La leçon majeure de cette Loi du Pouvoir réside dans ce simple principe : la plupart des gens ne vous aideront que s’ils ont quelque chose à y gagner, que cette chose soit matérielle ou symbolique. Et ce principe s’applique tant aux relations politiques qu’aux relations de couple, tant il est proche du corollaire de la Loi de Briffault. Une immense majorité des humains ne se préoccupe pas du passé et ne s’intéresse qu’aux avantages immédiats ou à venir qu’il leur est possible d’acquérir.

Or, tout au long de sa vie, tant personnelle que professionnelle, on est régulièrement confronté au besoin de demander l’aide ou l’intervention d’autrui : collaboration, faveur, etc. Savoir la demander en prenant en compte les besoins et l’intérêt de son interlocuteur sans pour autant mettre en péril ses propres acquis est un art. Et un art dans lequel peu nombreux sont les gens qui excellent. Beaucoup, en effet, confondent leurs propres besoins avec ceux des autres, considérant, avec une certaine paresse intellectuelle, que leur interlocuteur doit forcément partager les mêmes vues ou les mêmes intérêts. Cette croyance, en leur permettant de ne pas réellement s’intéresser aux autres, leur permet de rester confortablement enfermés dans leur propre petite tour d’ivoire.
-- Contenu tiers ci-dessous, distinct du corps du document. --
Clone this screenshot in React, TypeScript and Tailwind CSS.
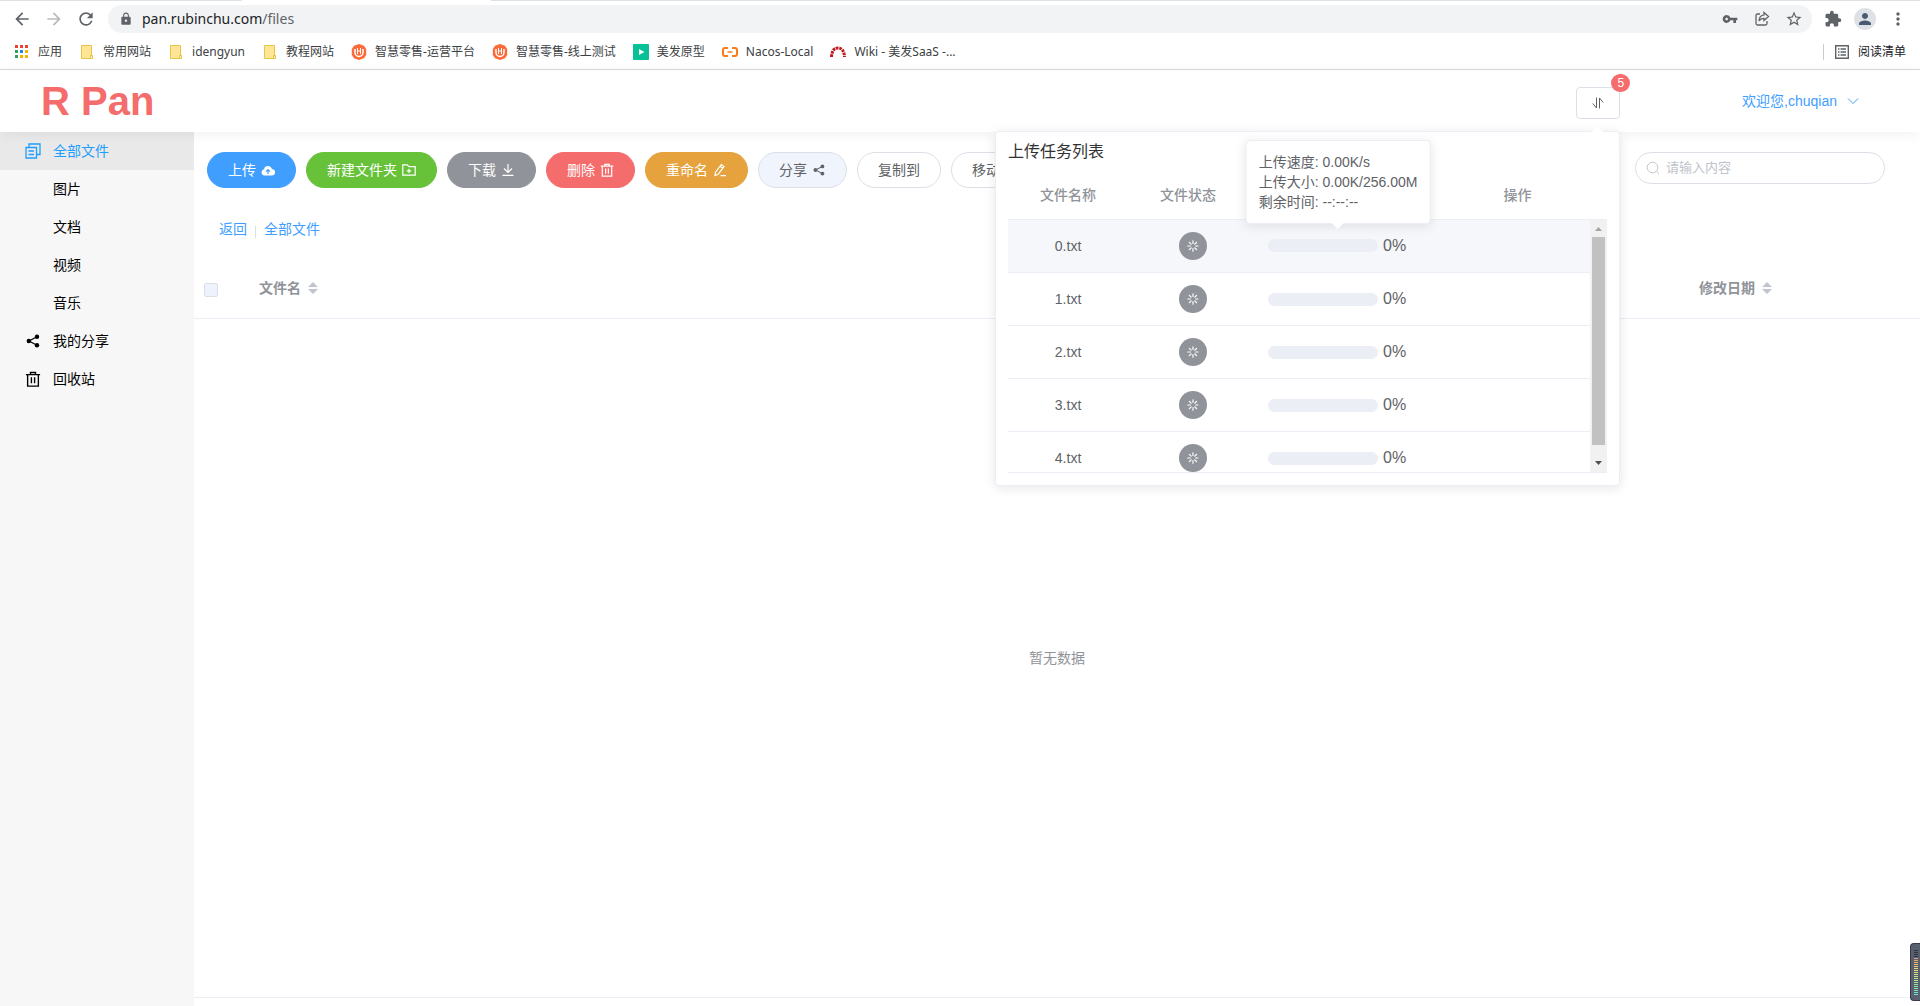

Ce qui est le plus sûr moyen d’échouer. Avant de demander une faveur, il convient, bien au contraire, de se convaincre qu’a priori, notre interlocuteur n’a que faire de nos besoins ni de nos désirs. Et que si nous n’avons rien à lui offrir en échange de son aide, il y a peu de chances pour que nous l’obtenions réellement. En outre, personne n’aime qu’on lui rappelle ses dettes, et le plus souvent, les gens qui vous doivent quelque chose feront tout pour ne pas payer. Sauf si vous êtes capable de les convaincre que s’acquitter de cette dette leur apportera des avantages.

Mieux encore : si vous êtes confronté à la possibilité d’une aide gratuite et désintéressée, la méfiance s’impose. Ce n’est pas absolument impossible. Mais il est plus probable qu’un prix existe, et qui vous échappe pour le moment. Réfléchissez à deux fois avant d’accepter une opportunité qui semble trop belle : il se pourrait bien qu’elle ne soit rien d’autre qu’un appât.